• GIVEN PROBLEM
Each line of the data that includes the string "this" is to be copied out.
================
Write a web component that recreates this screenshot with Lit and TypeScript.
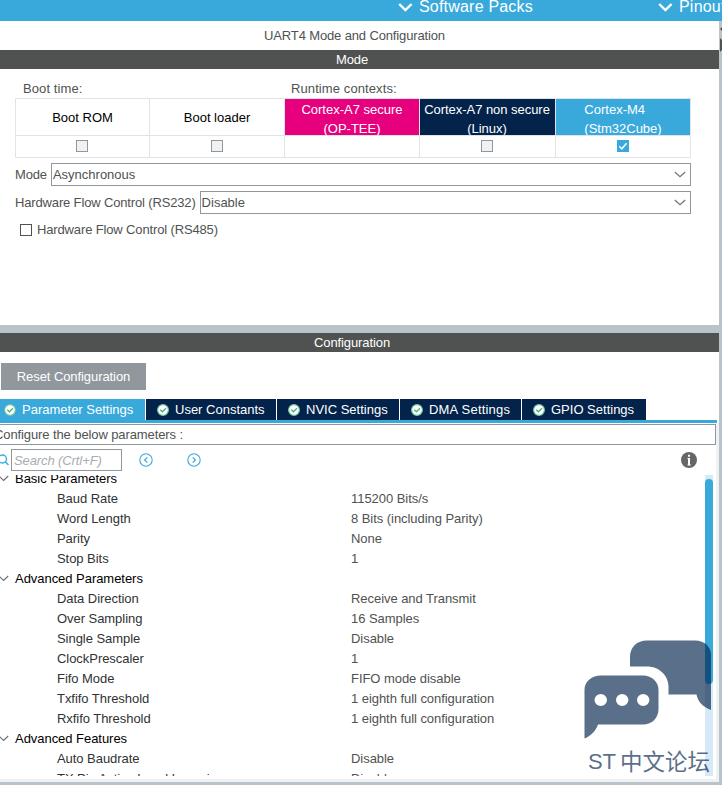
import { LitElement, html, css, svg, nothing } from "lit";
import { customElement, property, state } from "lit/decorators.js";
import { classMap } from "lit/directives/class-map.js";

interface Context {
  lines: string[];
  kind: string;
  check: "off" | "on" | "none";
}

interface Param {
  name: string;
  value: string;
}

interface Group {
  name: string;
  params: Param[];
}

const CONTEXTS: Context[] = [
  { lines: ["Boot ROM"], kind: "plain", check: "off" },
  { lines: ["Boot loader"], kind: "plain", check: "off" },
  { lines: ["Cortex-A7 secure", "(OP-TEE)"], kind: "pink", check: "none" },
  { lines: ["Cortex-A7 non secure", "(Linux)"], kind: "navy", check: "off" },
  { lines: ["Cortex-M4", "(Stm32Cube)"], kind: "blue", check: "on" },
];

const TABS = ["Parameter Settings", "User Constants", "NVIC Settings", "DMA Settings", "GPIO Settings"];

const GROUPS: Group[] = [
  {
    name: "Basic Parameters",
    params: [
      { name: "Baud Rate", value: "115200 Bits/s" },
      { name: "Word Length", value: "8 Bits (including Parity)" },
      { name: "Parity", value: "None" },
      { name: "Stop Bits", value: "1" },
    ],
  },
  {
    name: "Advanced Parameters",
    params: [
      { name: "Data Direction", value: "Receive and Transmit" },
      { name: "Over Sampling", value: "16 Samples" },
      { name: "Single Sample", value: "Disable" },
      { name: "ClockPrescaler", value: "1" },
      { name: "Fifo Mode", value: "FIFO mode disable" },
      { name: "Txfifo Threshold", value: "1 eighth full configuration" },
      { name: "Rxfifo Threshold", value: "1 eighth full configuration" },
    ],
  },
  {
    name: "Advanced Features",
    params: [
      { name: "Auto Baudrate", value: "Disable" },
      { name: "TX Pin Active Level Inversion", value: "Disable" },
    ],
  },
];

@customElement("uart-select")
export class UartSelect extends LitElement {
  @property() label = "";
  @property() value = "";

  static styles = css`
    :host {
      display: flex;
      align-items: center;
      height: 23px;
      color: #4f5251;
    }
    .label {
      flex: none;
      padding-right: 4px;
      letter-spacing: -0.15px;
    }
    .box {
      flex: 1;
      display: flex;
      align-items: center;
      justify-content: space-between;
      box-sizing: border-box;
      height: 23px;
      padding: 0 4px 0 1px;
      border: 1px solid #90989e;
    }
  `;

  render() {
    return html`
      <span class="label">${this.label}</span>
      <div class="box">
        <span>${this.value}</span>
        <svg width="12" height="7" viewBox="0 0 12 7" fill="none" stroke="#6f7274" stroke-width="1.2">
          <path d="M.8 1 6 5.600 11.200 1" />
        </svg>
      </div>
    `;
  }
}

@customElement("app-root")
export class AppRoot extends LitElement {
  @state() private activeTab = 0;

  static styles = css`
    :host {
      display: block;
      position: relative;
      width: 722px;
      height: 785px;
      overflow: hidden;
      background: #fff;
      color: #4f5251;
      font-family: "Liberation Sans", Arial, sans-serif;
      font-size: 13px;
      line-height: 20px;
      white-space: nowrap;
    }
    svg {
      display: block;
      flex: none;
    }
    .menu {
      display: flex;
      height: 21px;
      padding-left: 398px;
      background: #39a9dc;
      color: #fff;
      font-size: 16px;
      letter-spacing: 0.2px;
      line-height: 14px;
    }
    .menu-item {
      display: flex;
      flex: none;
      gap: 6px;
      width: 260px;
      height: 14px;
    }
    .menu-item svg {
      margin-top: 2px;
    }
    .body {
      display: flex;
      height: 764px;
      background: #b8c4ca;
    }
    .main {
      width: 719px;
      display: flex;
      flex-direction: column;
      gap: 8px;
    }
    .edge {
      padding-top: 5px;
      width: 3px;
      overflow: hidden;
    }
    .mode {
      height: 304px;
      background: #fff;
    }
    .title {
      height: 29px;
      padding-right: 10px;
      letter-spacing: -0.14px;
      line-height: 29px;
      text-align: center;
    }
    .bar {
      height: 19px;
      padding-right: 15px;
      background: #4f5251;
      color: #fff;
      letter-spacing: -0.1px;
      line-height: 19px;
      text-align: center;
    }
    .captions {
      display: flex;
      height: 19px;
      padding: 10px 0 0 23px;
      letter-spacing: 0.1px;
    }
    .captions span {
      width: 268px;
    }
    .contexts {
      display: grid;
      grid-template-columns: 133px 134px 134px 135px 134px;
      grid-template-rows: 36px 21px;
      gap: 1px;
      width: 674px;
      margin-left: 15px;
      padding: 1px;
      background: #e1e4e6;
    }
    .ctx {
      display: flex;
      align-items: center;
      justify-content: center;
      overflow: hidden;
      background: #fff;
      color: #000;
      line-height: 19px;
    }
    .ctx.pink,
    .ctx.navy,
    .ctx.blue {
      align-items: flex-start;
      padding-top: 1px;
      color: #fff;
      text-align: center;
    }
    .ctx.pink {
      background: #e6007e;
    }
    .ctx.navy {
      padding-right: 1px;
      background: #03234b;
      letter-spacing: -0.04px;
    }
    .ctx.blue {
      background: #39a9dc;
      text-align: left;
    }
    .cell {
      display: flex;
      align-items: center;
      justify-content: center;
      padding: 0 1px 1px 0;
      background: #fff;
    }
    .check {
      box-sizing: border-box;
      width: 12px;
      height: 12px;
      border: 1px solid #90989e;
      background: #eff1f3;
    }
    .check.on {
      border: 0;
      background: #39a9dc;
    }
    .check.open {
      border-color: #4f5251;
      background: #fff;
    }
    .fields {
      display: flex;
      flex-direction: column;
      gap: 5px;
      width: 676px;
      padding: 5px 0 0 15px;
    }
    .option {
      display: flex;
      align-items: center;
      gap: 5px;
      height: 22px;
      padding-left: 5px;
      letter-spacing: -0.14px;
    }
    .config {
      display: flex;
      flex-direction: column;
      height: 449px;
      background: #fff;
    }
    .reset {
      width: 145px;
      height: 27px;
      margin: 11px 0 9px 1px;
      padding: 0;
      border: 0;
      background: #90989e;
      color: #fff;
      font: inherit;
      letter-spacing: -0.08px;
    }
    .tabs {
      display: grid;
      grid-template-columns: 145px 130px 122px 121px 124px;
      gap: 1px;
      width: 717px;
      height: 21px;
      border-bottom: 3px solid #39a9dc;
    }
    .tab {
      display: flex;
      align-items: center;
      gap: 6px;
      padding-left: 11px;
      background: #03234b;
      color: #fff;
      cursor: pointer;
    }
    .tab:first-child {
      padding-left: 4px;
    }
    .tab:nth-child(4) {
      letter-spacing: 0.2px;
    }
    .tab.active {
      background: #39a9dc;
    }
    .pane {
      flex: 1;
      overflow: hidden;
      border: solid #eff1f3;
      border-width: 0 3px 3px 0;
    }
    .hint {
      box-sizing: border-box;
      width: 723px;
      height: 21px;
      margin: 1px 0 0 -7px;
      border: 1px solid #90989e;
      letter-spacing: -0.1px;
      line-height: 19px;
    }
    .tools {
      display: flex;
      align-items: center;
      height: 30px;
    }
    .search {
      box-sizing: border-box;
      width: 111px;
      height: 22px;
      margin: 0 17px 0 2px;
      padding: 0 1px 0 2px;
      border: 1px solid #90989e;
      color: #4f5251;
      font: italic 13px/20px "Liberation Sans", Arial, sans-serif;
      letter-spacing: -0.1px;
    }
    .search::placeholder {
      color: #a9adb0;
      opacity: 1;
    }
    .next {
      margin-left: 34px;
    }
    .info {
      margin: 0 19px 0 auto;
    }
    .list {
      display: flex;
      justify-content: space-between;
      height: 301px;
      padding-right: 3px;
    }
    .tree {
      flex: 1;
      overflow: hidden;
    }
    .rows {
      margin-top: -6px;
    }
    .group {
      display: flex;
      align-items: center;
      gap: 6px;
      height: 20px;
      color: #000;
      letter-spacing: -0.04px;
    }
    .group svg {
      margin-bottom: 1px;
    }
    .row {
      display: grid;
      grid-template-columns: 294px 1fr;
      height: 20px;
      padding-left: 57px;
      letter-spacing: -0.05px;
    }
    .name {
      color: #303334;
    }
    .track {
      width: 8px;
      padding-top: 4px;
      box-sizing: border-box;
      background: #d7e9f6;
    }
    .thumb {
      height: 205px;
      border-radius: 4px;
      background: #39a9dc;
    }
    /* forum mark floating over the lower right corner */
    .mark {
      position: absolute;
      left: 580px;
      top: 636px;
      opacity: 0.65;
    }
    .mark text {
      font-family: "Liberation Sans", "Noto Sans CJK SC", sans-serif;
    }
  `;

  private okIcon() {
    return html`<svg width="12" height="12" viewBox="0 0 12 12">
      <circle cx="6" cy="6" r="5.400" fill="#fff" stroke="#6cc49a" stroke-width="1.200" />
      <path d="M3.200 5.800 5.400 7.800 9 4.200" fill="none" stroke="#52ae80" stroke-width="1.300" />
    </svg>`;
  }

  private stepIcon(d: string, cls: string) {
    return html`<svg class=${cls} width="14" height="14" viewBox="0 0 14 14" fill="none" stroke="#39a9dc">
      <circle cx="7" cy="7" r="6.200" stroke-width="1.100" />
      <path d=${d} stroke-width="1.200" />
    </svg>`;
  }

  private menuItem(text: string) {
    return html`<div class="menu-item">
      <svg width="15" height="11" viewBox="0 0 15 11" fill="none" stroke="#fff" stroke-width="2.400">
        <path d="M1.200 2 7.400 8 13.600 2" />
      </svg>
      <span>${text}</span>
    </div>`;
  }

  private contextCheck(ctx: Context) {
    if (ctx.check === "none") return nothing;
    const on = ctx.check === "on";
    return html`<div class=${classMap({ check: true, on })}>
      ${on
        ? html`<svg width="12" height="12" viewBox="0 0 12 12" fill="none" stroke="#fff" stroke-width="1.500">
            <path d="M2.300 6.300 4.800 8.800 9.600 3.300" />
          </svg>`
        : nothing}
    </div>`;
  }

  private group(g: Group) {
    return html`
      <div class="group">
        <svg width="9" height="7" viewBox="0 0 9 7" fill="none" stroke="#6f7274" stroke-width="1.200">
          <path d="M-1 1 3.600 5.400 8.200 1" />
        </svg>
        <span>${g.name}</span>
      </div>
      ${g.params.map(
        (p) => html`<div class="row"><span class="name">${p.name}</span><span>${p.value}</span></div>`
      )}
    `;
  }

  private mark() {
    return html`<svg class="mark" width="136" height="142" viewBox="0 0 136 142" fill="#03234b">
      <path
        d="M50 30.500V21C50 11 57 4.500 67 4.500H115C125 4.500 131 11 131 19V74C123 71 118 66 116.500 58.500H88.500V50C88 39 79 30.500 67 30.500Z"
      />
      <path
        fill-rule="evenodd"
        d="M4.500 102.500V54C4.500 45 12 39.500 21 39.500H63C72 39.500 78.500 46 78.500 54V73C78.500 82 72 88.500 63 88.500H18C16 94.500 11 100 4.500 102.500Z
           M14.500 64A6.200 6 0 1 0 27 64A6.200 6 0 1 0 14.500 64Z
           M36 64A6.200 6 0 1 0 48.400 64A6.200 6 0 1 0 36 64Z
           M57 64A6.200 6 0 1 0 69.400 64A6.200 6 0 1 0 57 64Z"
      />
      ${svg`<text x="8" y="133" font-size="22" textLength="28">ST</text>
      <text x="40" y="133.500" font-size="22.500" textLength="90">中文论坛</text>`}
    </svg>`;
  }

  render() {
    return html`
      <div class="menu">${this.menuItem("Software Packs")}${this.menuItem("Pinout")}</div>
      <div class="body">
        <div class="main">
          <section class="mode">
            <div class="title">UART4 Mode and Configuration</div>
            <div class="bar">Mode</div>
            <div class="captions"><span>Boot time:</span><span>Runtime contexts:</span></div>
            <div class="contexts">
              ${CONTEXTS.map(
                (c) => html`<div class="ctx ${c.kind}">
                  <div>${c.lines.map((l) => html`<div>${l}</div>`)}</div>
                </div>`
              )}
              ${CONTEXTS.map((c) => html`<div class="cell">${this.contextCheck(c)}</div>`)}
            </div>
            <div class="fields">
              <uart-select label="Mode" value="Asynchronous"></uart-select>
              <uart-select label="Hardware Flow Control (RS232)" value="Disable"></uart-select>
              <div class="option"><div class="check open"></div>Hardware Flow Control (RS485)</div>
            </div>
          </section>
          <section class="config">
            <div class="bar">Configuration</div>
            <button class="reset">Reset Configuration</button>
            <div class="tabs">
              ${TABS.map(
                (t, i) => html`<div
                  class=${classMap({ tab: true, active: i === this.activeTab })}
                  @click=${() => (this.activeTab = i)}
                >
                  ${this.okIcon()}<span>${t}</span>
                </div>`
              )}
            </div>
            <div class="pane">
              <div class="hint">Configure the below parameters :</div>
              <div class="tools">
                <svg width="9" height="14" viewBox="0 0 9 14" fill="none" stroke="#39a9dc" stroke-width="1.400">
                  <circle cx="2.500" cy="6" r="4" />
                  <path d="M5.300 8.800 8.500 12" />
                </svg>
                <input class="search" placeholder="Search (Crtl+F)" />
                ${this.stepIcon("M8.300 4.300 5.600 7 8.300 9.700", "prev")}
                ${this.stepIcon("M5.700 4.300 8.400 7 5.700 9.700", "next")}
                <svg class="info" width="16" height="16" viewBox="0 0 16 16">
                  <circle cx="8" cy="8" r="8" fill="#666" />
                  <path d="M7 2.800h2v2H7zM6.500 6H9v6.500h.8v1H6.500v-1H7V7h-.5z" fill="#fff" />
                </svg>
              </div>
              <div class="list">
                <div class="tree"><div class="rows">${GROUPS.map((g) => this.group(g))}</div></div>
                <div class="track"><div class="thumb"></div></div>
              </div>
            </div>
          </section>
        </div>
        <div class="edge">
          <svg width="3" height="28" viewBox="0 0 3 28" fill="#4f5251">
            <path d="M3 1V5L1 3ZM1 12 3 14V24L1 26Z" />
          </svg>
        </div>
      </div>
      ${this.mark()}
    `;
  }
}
================
• THE RESPONSE
Write a web component that recreates this screenshot with Lit and TypeScript.
      <span class="label">${this.label}</span>
        <span>${this.value}</span>
      <div class="menu">${this.menuItem("Software Packs")}${this.menuItem("Pinout")}</div>
              ${CONTEXTS.map((c) => html`<div class="cell">${this.contextCheck(c)}</div>`)}
                  class=${classMap({ tab: true, active: i === this.activeTab })}
                  @click=${() => (this.activeTab = i)}
                  ${this.okIcon()}<span>${t}</span>
                ${this.stepIcon("M8.300 4.300 5.600 7 8.300 9.700", "prev")}
                ${this.stepIcon("M5.700 4.300 8.400 7 5.700 9.700", "next")}
                <div class="tree"><div class="rows">${GROUPS.map((g) => this.group(g))}</div></div>
      ${this.mark()}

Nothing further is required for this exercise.